• _Instructions for the task_
Write the data below out exactly as it stands. Do not include the pictures.

• _Available data_
------------------------------
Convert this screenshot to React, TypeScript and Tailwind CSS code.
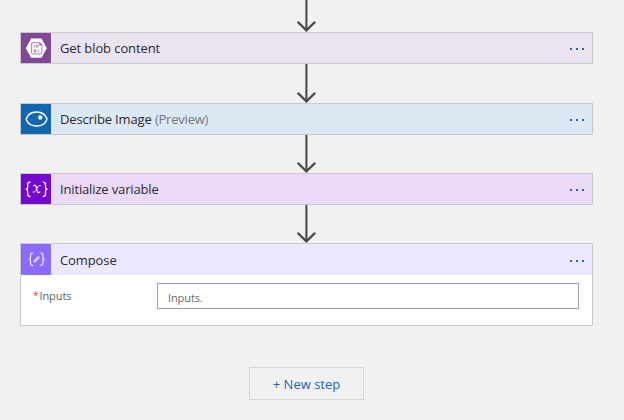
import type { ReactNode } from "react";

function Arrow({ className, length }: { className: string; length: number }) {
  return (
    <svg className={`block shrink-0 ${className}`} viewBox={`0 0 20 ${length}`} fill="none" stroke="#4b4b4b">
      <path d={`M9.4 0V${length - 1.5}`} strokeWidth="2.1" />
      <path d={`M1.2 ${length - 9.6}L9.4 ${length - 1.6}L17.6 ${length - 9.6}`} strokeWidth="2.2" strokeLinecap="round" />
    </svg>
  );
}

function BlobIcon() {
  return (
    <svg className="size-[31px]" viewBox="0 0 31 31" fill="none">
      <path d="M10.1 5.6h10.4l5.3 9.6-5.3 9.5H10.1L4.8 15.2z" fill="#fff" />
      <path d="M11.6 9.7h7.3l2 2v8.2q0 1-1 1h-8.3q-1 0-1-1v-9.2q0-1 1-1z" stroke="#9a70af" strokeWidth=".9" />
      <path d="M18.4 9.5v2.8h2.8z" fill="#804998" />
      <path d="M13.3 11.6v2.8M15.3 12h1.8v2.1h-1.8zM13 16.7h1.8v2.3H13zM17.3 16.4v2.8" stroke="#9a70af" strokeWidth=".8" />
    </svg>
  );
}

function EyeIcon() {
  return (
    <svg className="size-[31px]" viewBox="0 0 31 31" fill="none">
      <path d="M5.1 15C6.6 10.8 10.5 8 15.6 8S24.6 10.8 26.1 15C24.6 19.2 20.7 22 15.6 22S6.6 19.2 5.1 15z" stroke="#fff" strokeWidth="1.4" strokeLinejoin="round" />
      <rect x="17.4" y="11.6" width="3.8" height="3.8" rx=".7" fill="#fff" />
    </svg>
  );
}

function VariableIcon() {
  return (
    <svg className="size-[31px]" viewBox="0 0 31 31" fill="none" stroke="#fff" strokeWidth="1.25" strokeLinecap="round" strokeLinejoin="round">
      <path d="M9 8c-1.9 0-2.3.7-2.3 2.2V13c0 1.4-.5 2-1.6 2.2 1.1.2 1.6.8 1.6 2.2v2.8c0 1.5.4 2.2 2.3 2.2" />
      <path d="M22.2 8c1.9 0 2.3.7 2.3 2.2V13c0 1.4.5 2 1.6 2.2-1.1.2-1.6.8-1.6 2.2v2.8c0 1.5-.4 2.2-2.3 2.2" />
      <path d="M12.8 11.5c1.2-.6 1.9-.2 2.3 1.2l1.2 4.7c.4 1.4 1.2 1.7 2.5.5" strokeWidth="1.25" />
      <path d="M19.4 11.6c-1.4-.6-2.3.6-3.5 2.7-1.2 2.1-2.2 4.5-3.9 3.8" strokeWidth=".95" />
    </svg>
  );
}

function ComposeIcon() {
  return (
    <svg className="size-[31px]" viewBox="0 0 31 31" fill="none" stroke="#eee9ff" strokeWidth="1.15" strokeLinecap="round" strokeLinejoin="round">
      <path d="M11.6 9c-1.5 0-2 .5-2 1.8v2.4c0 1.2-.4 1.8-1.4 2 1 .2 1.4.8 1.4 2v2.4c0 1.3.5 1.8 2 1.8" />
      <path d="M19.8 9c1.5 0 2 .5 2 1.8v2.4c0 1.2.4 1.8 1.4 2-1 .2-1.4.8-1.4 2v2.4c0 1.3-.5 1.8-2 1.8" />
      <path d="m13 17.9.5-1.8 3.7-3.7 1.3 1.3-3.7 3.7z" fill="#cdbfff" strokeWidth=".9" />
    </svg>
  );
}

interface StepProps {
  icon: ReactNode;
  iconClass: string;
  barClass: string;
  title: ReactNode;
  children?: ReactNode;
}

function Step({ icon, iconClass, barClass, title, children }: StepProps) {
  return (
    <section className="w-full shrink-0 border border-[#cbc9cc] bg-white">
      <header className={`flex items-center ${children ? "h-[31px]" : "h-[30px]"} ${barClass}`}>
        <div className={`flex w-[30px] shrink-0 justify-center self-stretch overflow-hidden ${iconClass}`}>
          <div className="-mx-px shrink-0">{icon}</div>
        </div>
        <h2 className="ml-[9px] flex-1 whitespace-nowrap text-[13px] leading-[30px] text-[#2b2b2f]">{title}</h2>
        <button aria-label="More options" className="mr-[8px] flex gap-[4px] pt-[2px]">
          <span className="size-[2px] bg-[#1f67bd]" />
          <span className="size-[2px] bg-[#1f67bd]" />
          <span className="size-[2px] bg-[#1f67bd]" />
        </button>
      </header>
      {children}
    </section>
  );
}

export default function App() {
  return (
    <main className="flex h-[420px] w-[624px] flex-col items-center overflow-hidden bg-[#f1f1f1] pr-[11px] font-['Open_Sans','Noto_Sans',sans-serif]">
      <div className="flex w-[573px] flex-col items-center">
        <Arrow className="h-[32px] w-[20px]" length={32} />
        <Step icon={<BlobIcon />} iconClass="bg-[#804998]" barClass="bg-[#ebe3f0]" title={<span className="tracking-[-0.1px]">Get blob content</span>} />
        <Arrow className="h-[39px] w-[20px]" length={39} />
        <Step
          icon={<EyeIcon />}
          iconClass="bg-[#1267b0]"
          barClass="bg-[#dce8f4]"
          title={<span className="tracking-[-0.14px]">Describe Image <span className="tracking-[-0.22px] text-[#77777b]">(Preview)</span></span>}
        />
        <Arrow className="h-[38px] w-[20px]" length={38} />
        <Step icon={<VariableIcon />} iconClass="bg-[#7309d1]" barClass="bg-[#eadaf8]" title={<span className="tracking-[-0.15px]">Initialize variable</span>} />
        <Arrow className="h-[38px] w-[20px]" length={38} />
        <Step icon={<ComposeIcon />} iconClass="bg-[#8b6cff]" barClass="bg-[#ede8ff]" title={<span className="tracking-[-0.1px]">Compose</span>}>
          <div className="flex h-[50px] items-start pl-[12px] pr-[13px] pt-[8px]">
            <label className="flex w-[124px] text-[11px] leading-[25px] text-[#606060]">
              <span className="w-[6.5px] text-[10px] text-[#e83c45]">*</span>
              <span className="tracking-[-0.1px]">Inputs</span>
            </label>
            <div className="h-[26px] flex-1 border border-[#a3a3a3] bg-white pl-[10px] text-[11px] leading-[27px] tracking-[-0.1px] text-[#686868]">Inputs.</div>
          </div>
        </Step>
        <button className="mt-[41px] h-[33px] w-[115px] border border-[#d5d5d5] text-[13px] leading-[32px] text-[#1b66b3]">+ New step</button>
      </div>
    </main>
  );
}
------------------------------
• _Correct output_
Convert this screenshot to React, TypeScript and Tailwind CSS code.
import type { ReactNode } from "react";

function Arrow({ className, length }: { className: string; length: number }) {
  return (
    <svg className={`block shrink-0 ${className}`} viewBox={`0 0 20 ${length}`} fill="none" stroke="#4b4b4b">
      <path d={`M9.4 0V${length - 1.5}`} strokeWidth="2.1" />
      <path d={`M1.2 ${length - 9.6}L9.4 ${length - 1.6}L17.6 ${length - 9.6}`} strokeWidth="2.2" strokeLinecap="round" />
    </svg>
  );
}

function BlobIcon() {
  return (
    <svg className="size-[31px]" viewBox="0 0 31 31" fill="none">
      <path d="M10.1 5.6h10.4l5.3 9.6-5.3 9.5H10.1L4.8 15.2z" fill="#fff" />
      <path d="M11.6 9.7h7.3l2 2v8.2q0 1-1 1h-8.3q-1 0-1-1v-9.2q0-1 1-1z" stroke="#9a70af" strokeWidth=".9" />
      <path d="M18.4 9.5v2.8h2.8z" fill="#804998" />
      <path d="M13.3 11.6v2.8M15.3 12h1.8v2.1h-1.8zM13 16.7h1.8v2.3H13zM17.3 16.4v2.8" stroke="#9a70af" strokeWidth=".8" />
    </svg>
  );
}

function EyeIcon() {
  return (
    <svg className="size-[31px]" viewBox="0 0 31 31" fill="none">
      <path d="M5.1 15C6.6 10.8 10.5 8 15.6 8S24.6 10.8 26.1 15C24.6 19.2 20.7 22 15.6 22S6.6 19.2 5.1 15z" stroke="#fff" strokeWidth="1.4" strokeLinejoin="round" />
      <rect x="17.4" y="11.6" width="3.8" height="3.8" rx=".7" fill="#fff" />
    </svg>
  );
}

function VariableIcon() {
  return (
    <svg className="size-[31px]" viewBox="0 0 31 31" fill="none" stroke="#fff" strokeWidth="1.25" strokeLinecap="round" strokeLinejoin="round">
      <path d="M9 8c-1.9 0-2.3.7-2.3 2.2V13c0 1.4-.5 2-1.6 2.2 1.1.2 1.6.8 1.6 2.2v2.8c0 1.5.4 2.2 2.3 2.2" />
      <path d="M22.2 8c1.9 0 2.3.7 2.3 2.2V13c0 1.4.5 2 1.6 2.2-1.1.2-1.6.8-1.6 2.2v2.8c0 1.5-.4 2.2-2.3 2.2" />
      <path d="M12.8 11.5c1.2-.6 1.9-.2 2.3 1.2l1.2 4.7c.4 1.4 1.2 1.7 2.5.5" strokeWidth="1.25" />
      <path d="M19.4 11.6c-1.4-.6-2.3.6-3.5 2.7-1.2 2.1-2.2 4.5-3.9 3.8" strokeWidth=".95" />
    </svg>
  );
}

function ComposeIcon() {
  return (
    <svg className="size-[31px]" viewBox="0 0 31 31" fill="none" stroke="#eee9ff" strokeWidth="1.15" strokeLinecap="round" strokeLinejoin="round">
      <path d="M11.6 9c-1.5 0-2 .5-2 1.8v2.4c0 1.2-.4 1.8-1.4 2 1 .2 1.4.8 1.4 2v2.4c0 1.3.5 1.8 2 1.8" />
      <path d="M19.8 9c1.5 0 2 .5 2 1.8v2.4c0 1.2.4 1.8 1.4 2-1 .2-1.4.8-1.4 2v2.4c0 1.3-.5 1.8-2 1.8" />
      <path d="m13 17.9.5-1.8 3.7-3.7 1.3 1.3-3.7 3.7z" fill="#cdbfff" strokeWidth=".9" />
    </svg>
  );
}

interface StepProps {
  icon: ReactNode;
  iconClass: string;
  barClass: string;
  title: ReactNode;
  children?: ReactNode;
}

function Step({ icon, iconClass, barClass, title, children }: StepProps) {
  return (
    <section className="w-full shrink-0 border border-[#cbc9cc] bg-white">
      <header className={`flex items-center ${children ? "h-[31px]" : "h-[30px]"} ${barClass}`}>
        <div className={`flex w-[30px] shrink-0 justify-center self-stretch overflow-hidden ${iconClass}`}>
          <div className="-mx-px shrink-0">{icon}</div>
        </div>
        <h2 className="ml-[9px] flex-1 whitespace-nowrap text-[13px] leading-[30px] text-[#2b2b2f]">{title}</h2>
        <button aria-label="More options" className="mr-[8px] flex gap-[4px] pt-[2px]">
          <span className="size-[2px] bg-[#1f67bd]" />
          <span className="size-[2px] bg-[#1f67bd]" />
          <span className="size-[2px] bg-[#1f67bd]" />
        </button>
      </header>
      {children}
    </section>
  );
}

export default function App() {
  return (
    <main className="flex h-[420px] w-[624px] flex-col items-center overflow-hidden bg-[#f1f1f1] pr-[11px] font-['Open_Sans','Noto_Sans',sans-serif]">
      <div className="flex w-[573px] flex-col items-center">
        <Arrow className="h-[32px] w-[20px]" length={32} />
        <Step icon={<BlobIcon />} iconClass="bg-[#804998]" barClass="bg-[#ebe3f0]" title={<span className="tracking-[-0.1px]">Get blob content</span>} />
        <Arrow className="h-[39px] w-[20px]" length={39} />
        <Step
          icon={<EyeIcon />}
          iconClass="bg-[#1267b0]"
          barClass="bg-[#dce8f4]"
          title={<span className="tracking-[-0.14px]">Describe Image <span className="tracking-[-0.22px] text-[#77777b]">(Preview)</span></span>}
        />
        <Arrow className="h-[38px] w-[20px]" length={38} />
        <Step icon={<VariableIcon />} iconClass="bg-[#7309d1]" barClass="bg-[#eadaf8]" title={<span className="tracking-[-0.15px]">Initialize variable</span>} />
        <Arrow className="h-[38px] w-[20px]" length={38} />
        <Step icon={<ComposeIcon />} iconClass="bg-[#8b6cff]" barClass="bg-[#ede8ff]" title={<span className="tracking-[-0.1px]">Compose</span>}>
          <div className="flex h-[50px] items-start pl-[12px] pr-[13px] pt-[8px]">
            <label className="flex w-[124px] text-[11px] leading-[25px] text-[#606060]">
              <span className="w-[6.5px] text-[10px] text-[#e83c45]">*</span>
              <span className="tracking-[-0.1px]">Inputs</span>
            </label>
            <div className="h-[26px] flex-1 border border-[#a3a3a3] bg-white pl-[10px] text-[11px] leading-[27px] tracking-[-0.1px] text-[#686868]">Inputs.</div>
          </div>
        </Step>
        <button className="mt-[41px] h-[33px] w-[115px] border border-[#d5d5d5] text-[13px] leading-[32px] text-[#1b66b3]">+ New step</button>
      </div>
    </main>
  );
}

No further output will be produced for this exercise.